- Breed: American Saddlebred
- Discipline: Five-gaited
- Sire: Flight Time
- Grandsire: Wing Commander
- Dam: Aries Golden Gift
- Sex: Stallion
- Foaled: June 14, 1977
- Color: Chestnut
- Breeder: Della Large
- Owner: Michele McFarlane

Major wins
- Five-Gaited World's Grand Championships 1982-84, 1988 Five-Gaited Stallion World's Grand Championships 1982-85, 1988

Awards
- Five-gaited Horse of the Century

= Sky Watch (horse) =

Sky Watch was a five-gaited American Saddlebred show horse. He won four open World's Grand Championships and five stallion World's Grand Championships in the World's Championship Horse Show.

==Life==

Sky Watch was foaled June 14, 1977, sired by Flight Time and out of Aries Golden Gift. He was a chestnut stallion. His grandsire was Wing Commander, the first six-time five-gaited World Grand Champion. He was born on Earl Teater and Sons Farm near Lexington, Kentucky, bred by Della Large and owned by Michele MacFarlane. He retired to the Kentucky Horse Park in 1998, while he was still being bred. He was euthanized due to age-related infirmities on April 22, 2001 at the Kentucky Horse Park and is buried there near his rival Imperator.

==Career==
Sky Watch was originally supposed to be a fine harness show horse, but he didn't take to being driven and was soon switched to under-saddle showing instead.

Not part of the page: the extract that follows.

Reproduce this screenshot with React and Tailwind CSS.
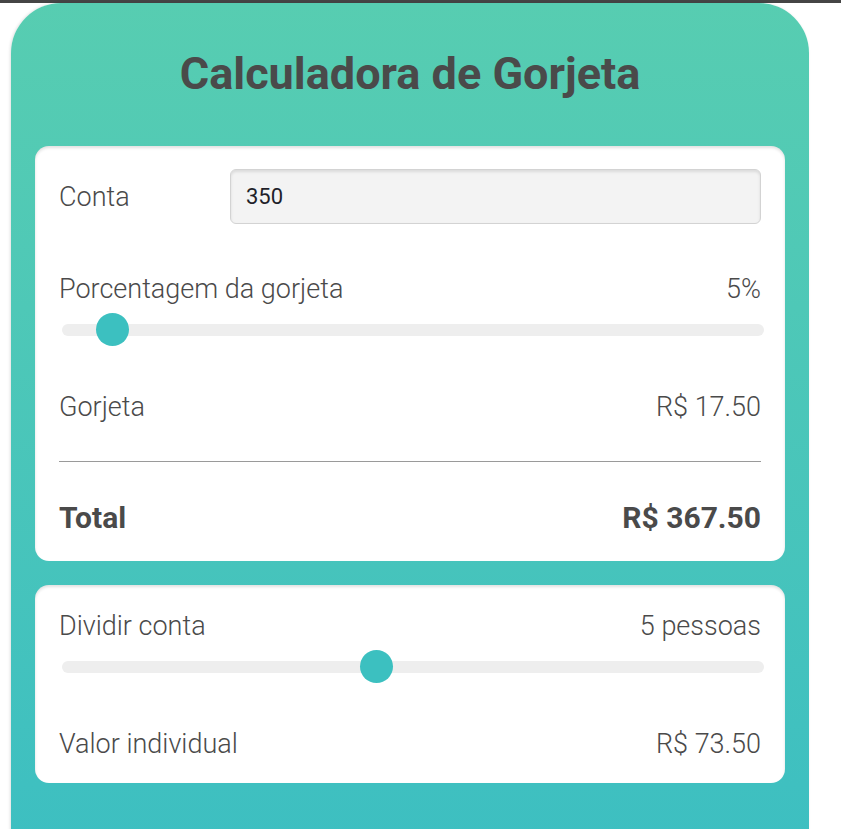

He was initially trained by Mitch Clark, who showed Sky Watch to a win in the two-year-old five-gaited World Championship in 1979. Michele McFarlane saw the horse as a two-year-old, bought him for $50,000 and shipped him to California where he was put in training with Rob Tanner. Sky Watch won 4 five-gaited World Grand Championships, in the years 1982-84 and 1988. In 1983, he competed against another champion Saddlebred, Imperator, in a well-known duel that Sky Watch won. He won the five-gaited stallion World Grand Championship in the years 1982, 1983, 1984, 1985 and 1988. He was named the five-gaited Horse of the Century by American Saddlebred magazine.